Même s'il augmente en valeur, ce budget ne permet pas de répondre aux enjeux et de stopper le décrochage de la France en matière d'enseignement supérieur et de recherche puisque, une fois prises en compte la revalorisation du point d'indice et l'inflation, il est en réalité en baisse de 2,15 % en euros constants. Par ailleurs, la logique néo-libérale de management est confirmée par le développement du PIA3 et la hausse de 8,64 % du budget de l'ANR. Ces dynamiques ont augmenté les disparités entre universités, et la logique managériale accroît la bureaucratie – tous les chercheurs et tous les maîtres de conférences vous le diront – et la souffrance des personnels.
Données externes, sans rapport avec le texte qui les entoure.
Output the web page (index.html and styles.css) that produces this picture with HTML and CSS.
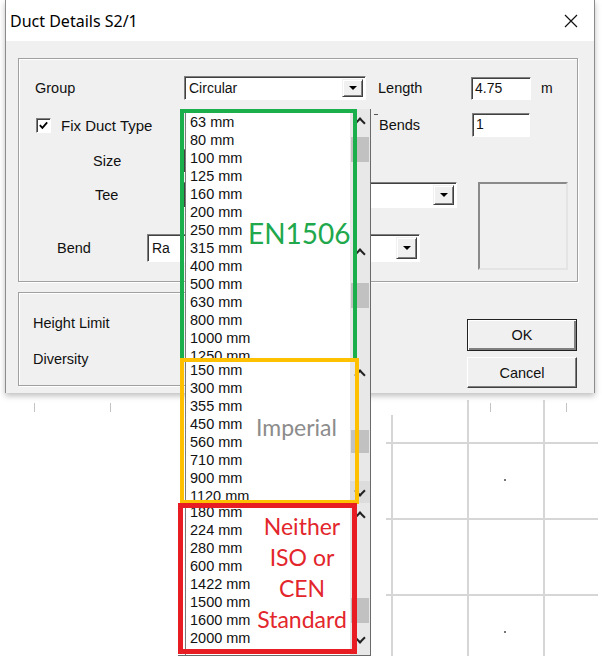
FILE: index.html
```html
<!DOCTYPE html>
<html lang="en">
<head>
  <meta charset="UTF-8" />
  <title>Duct Details S2/1</title>
  <link rel="stylesheet" href="styles.css">
</head>
<body>
  <div class="screen">
    <!-- Dialog -->
    <div class="window">
      <div class="titlebar">
        <span class="title">Duct Details S2/1</span>
        <svg class="close" viewBox="0 0 14 14"><path d="M1 1L13 13M13 1L1 13" stroke="#111" stroke-width="1.2" fill="none"/></svg>
      </div>
      <div class="client">
        <div class="group main">
          <div class="row r1">
            <span class="lbl l-group">Group</span>
            <div class="combo c-group"><span class="val">Circular</span><span class="arrow"></span></div>
            <span class="lbl l-right">Length</span>
            <div class="edit e-len">4.75</div>
            <span class="unit">m</span>
          </div>
          <div class="row r2">
            <div class="fix">
              <span class="check"><svg viewBox="0 0 12 12"><path d="M2 5.5L4.8 8.5L10 2.5" stroke="#000" stroke-width="2" fill="none"/></svg></span>
              <span class="fix-text">Fix Duct Type</span>
            </div>
            <span class="lbl l-right l-bends">Bends</span>
            <div class="edit e-bends">1</div>
          </div>
          <div class="row r3">
            <span class="lbl l-size">Size</span>
            <div class="combo c-size"><span class="val"></span><span class="arrow"></span></div>
          </div>
          <div class="row r4">
            <span class="lbl l-tee">Tee</span>
            <div class="combo c-tee"><span class="val"></span><span class="arrow"></span></div>
            <div class="pic"></div>
          </div>
          <div class="row r5">
            <span class="lbl l-bend">Bend</span>
            <div class="combo c-bend"><span class="val">Ra</span><span class="arrow"></span></div>
          </div>
        </div>
        <div class="lower">
          <div class="group limits">
            <p class="lbl">Height Limit</p>
            <p class="lbl">Diversity</p>
          </div>
          <div class="buttons">
            <button class="btn default">OK</button>
            <button class="btn">Cancel</button>
          </div>
        </div>
      </div>
    </div>

    <!-- Drawing area behind the dialog -->
    <div class="below">
      <div class="canvas">
        <span class="dot d1"></span>
        <span class="dot d2"></span>
      </div>
    </div>
    <div class="band"></div>

    <!-- Size drop-down lists, annotated -->
    <div class="dropdown">
      <div class="seg seg-en">
        <ul class="list">
          <li>63 mm</li><li>80 mm</li><li>100 mm</li><li>125 mm</li><li>160 mm</li>
          <li>200 mm</li><li>250 mm</li><li>315 mm</li><li>400 mm</li><li>500 mm</li>
          <li>630 mm</li><li>800 mm</li><li>1000 mm</li><li>1250 mm</li>
        </ul>
        <div class="sb">
          <span class="up"></span>
          <span class="thumb t-en1"></span>
          <span class="up u-en2"></span>
          <span class="thumb t-en2"></span>
        </div>
      </div>
      <div class="seg seg-imp">
        <ul class="list">
          <li>150 mm</li><li>300 mm</li><li>355 mm</li><li>450 mm</li>
          <li>560 mm</li><li>710 mm</li><li>900 mm</li><li>1120 mm</li>
        </ul>
        <div class="sb">
          <span class="up u-imp"></span>
          <span class="thumb t-imp"></span>
          <span class="down d-imp"></span>
        </div>
      </div>
      <div class="seg seg-other">
        <ul class="list">
          <li>180 mm</li><li>224 mm</li><li>280 mm</li><li>600 mm</li>
          <li>1422 mm</li><li>1500 mm</li><li>1600 mm</li><li>2000 mm</li>
        </ul>
        <div class="sb">
          <span class="up"></span>
          <span class="thumb t-other"></span>
          <span class="down d-other"></span>
        </div>
      </div>

      <div class="frame f-en"><span class="note">EN1506</span></div>
      <div class="frame f-imp"><span class="note">Imperial</span></div>
      <div class="frame f-other"><span class="note">Neither<br>ISO or<br>CEN<br>Standard</span></div>
    </div>
  </div>
</body>
</html>
```

FILE: styles.css
```css
* {
  box-sizing: border-box;
  margin: 0;
  padding: 0;
}

body {
  font-family: 'Liberation Sans', Arial, sans-serif;
  font-size: 14px;
  color: #111;
  background: #fff;
}

.screen {
  position: relative;
  width: 602px;
  height: 669px;
  overflow: hidden;
  background: #fff;
}

/* === DIALOG === */
.window {
  position: relative;
  z-index: 1;
  margin-left: 5px;
  width: 590px;
  height: 393px;
  background: #f0f0f0;
  border-left: 1px solid #8c8c8c;
  border-right: 1px solid #8c8c8c;
  box-shadow: 0 3px 6px rgba(0,0,0,0.25);
}

.titlebar {
  height: 41px;
  background: #fff;
  display: flex;
  align-items: center;
  justify-content: space-between;
  padding: 0 16px 0 4px;
}

.title {
  font-family: 'Noto Sans', sans-serif;
  font-size: 16px;
  color: #000;
}

.close {
  width: 14px;
  height: 14px;
}

.client {
  padding: 17px 0 0 12px;
}

.group {
  border: 1px solid #a0a0a0;
  box-shadow: inset 1px 1px #fff, 1px 1px #fff;
}

.main {
  width: 560px;
  height: 224px;
}

.row {
  display: flex;
  align-items: center;
}

.r1 { margin-top: 17px; height: 24px; }
.r2 { margin-top: 13px; height: 24px; }
.r3 { margin-top: 12px; height: 24px; }
.r4 { margin-top: 9px; height: 26px; }
.r5 { margin-top: 26px; height: 28px; }

.lbl { font-size: 14.5px; }

.l-group { margin-left: 16px; width: 149px; }
.l-right { margin-left: 12px; width: 93px; }
.l-size { margin-left: 74px; width: 90px; }
.l-tee { margin-left: 76px; width: 88px; }
.l-bend { margin-left: 38px; width: 90px; }

.l-bends {
  position: relative;
}

/* small corner mark left of "Bends" */
.l-bends::before {
  content: "";
  position: absolute;
  left: -5px;
  top: -3px;
  width: 4px;
  height: 1px;
  background: #555;
}

.unit { margin-left: 10px; }

.fix {
  display: flex;
  align-items: center;
  margin-left: 17px;
  width: 331px;
}

.fix-text { margin-left: 10px; font-size: 15px; }

.check {
  display: flex;
  width: 15px;
  height: 15px;
  background: #fff;
  border: 1px solid;
  border-color: #808080 #fff #fff #808080;
  box-shadow: inset 1px 1px #404040;
  padding: 1px;
}

/* sunken fields */
.combo, .edit {
  background: #fff;
  border: 1px solid;
  border-color: #808080 #fff #fff #808080;
  box-shadow: inset 1px 1px #404040;
}

.combo {
  display: flex;
  align-items: center;
  height: 100%;
  padding: 2px 2px 2px 4px;
}

.combo .val { flex: 1; }

.c-group { width: 182px; }
.c-size { width: 165px; }
.c-tee { width: 274px; }
.c-bend { width: 273px; }

.arrow {
  align-self: stretch;
  width: 21px;
  display: flex;
  align-items: center;
  justify-content: center;
  background: #f0f0f0;
  border: 1px solid;
  border-color: #f0f0f0 #404040 #404040 #f0f0f0;
  box-shadow: inset 1px 1px #fff, inset -1px -1px #808080;
}

.arrow::before {
  content: "";
  border-left: 4px solid transparent;
  border-right: 4px solid transparent;
  border-top: 4px solid #000;
}

.edit {
  height: 23px;
  padding: 2px 3px;
  line-height: 17px;
}

.e-len { width: 60px; }
.e-bends { width: 58px; height: 24px; }

.pic {
  align-self: flex-start;
  margin-left: 21px;
  width: 90px;
  height: 88px;
  border: 2px solid;
  border-color: #8a8a8a #e4e4e4 #e4e4e4 #8a8a8a;
}

.lower {
  display: flex;
  margin-top: 10px;
}

.limits {
  width: 352px;
  height: 94px;
  padding: 21px 0 0 14px;
}

.limits .lbl {
  line-height: 18px;
  margin-bottom: 18px;
}

.buttons {
  display: flex;
  flex-direction: column;
  gap: 6px;
  margin: 27px 0 0 97px;
}

.btn {
  font: inherit;
  font-size: 14.5px;
  color: #111;
  width: 110px;
  height: 31px;
  background: #f0f0f0;
  border: 1px solid;
  border-color: #fff #404040 #404040 #fff;
  box-shadow: inset -1px -1px #808080;
}

.btn.default {
  height: 32px;
  border-color: #222;
  box-shadow: inset 1px 1px #fff, inset -2px -2px #808080;
}

/* === DRAWING AREA === */
.below {
  height: 269px;
  background:
    linear-gradient(#c4c4c4, #c4c4c4) 34px 3px / 1px 9px no-repeat,
    linear-gradient(#c4c4c4, #c4c4c4) 110px 3px / 1px 9px no-repeat,
    linear-gradient(#c4c4c4, #c4c4c4) 388px 3px / 1px 9px no-repeat,
    linear-gradient(#c4c4c4, #c4c4c4) 490px 3px / 1px 9px no-repeat,
    linear-gradient(#c4c4c4, #c4c4c4) 566px 3px / 1px 9px no-repeat;
}

.canvas {
  position: relative;
  margin: 7px 0 0 386px;
  width: 212px;
  height: 256px;
  background:
    linear-gradient(#fff, #fff) 0 0 / 10px 15px no-repeat,
    repeating-linear-gradient(to right, transparent 0 5px, #d6d6d6 5px 7px, transparent 7px 76px),
    repeating-linear-gradient(to bottom, transparent 0 42px, #d6d6d6 42px 44px, transparent 44px 76px);
}

.dot {
  position: absolute;
  width: 2px;
  height: 2px;
  background: #777;
}

.d1 { left: 118px; top: 79px; }
.d2 { left: 118px; top: 231px; }

.band {
  height: 7px;
  background: #edf4fb;
}

/* === DROP-DOWN LISTS === */
.dropdown {
  position: absolute;
  z-index: 5;
  left: 178px;
  top: 109px;
  width: 193px;
}

.seg {
  display: flex;
  overflow: hidden;
}

.seg-en { height: 251px; }
.seg-imp { height: 143px; }
.seg-other { height: 153px; border-bottom: 1px solid #6a6a6a; }

.list {
  list-style: none;
  flex: 1;
  margin-left: 7px;
  padding-left: 4px;
  background: #fff;
  border-left: 1px solid #7a7a7a;
  line-height: 18px;
  font-size: 14.5px;
  color: #111;
}

.seg-en .list { padding-top: 4px; }
.seg-imp .list { padding-top: 1px; }

.sb {
  width: 21px;
  display: flex;
  flex-direction: column;
  background: #e8e8e8;
  border-right: 1px solid #6a6a6a;
}

.up, .down {
  height: 24px;
  flex-shrink: 0;
  display: flex;
  align-items: center;
  justify-content: center;
}

.up::before, .down::before {
  content: "";
  width: 6px;
  height: 6px;
  border: 0 solid #222;
}

.up::before {
  border-top-width: 2px;
  border-left-width: 2px;
  transform: translateY(2px) rotate(45deg);
}

.down::before {
  border-bottom-width: 2px;
  border-right-width: 2px;
  transform: translateY(-2px) rotate(45deg);
}

.thumb {
  flex-shrink: 0;
  height: 25px;
  margin: 0 1px;
  background: #c1c1c1;
}

.t-en1 { margin-top: 4px; }
.u-en2 { margin-top: 78px; }
.t-en2 { margin-top: 19px; }

.u-imp { margin-top: 1px; }
.t-imp { margin-top: 45px; height: 23px; }
.d-imp { margin-top: 28px; background: #dcdcdc; }

.t-other { margin-top: 71px; }
.d-other { margin-top: 5px; }

/* annotation frames */
.frame {
  position: absolute;
}

.f-en {
  left: 2px;
  top: 0;
  width: 177px;
  height: 253px;
  border: 4px solid #1aaf4b;
}

.f-imp {
  left: 2px;
  top: 249px;
  width: 179px;
  height: 146px;
  border: 4px solid #ffc000;
}

.f-other {
  left: 0;
  top: 394px;
  width: 179px;
  height: 151px;
  border: 5px solid #e81c23;
}

.note {
  position: absolute;
  font-family: Lato, 'Open Sans', sans-serif;
  line-height: 1;
}

.f-en .note {
  left: 64px;
  top: 106px;
  font-size: 28px;
  color: #21a84d;
}

.f-imp .note {
  left: 72px;
  top: 54px;
  font-size: 23px;
  color: #8c8c8c;
}

.f-other .note {
  left: 72px;
  top: 3px;
  width: 94px;
  text-align: center;
  font-size: 23px;
  line-height: 31px;
  color: #e3262c;
}
```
Pour tendre vers un budget plus ambitieux et une allocation des moyens plus juste et plus efficace, nous avions déposé des amendements qui, hélas, ne seront pas examinés. Pour les raisons dites, j'aurais exprimé un avis défavorable à l'adoption des crédits de la mission Recherche et enseignement supérieur, mais la décision prise par le Gouvernement de recourir à l'article 49, alinéa 3 de la Constitution nous prive de débat et de vote. Je vous engage donc à voter la motion de censure déjà déposée, seul moyen désormais de rouvrir le débat sur les crédits de la mission, lequel s'impose, puisqu'il est indispensable de prévoir davantage de moyens pour l'enseignement supérieur et la recherche et de les répartir autrement.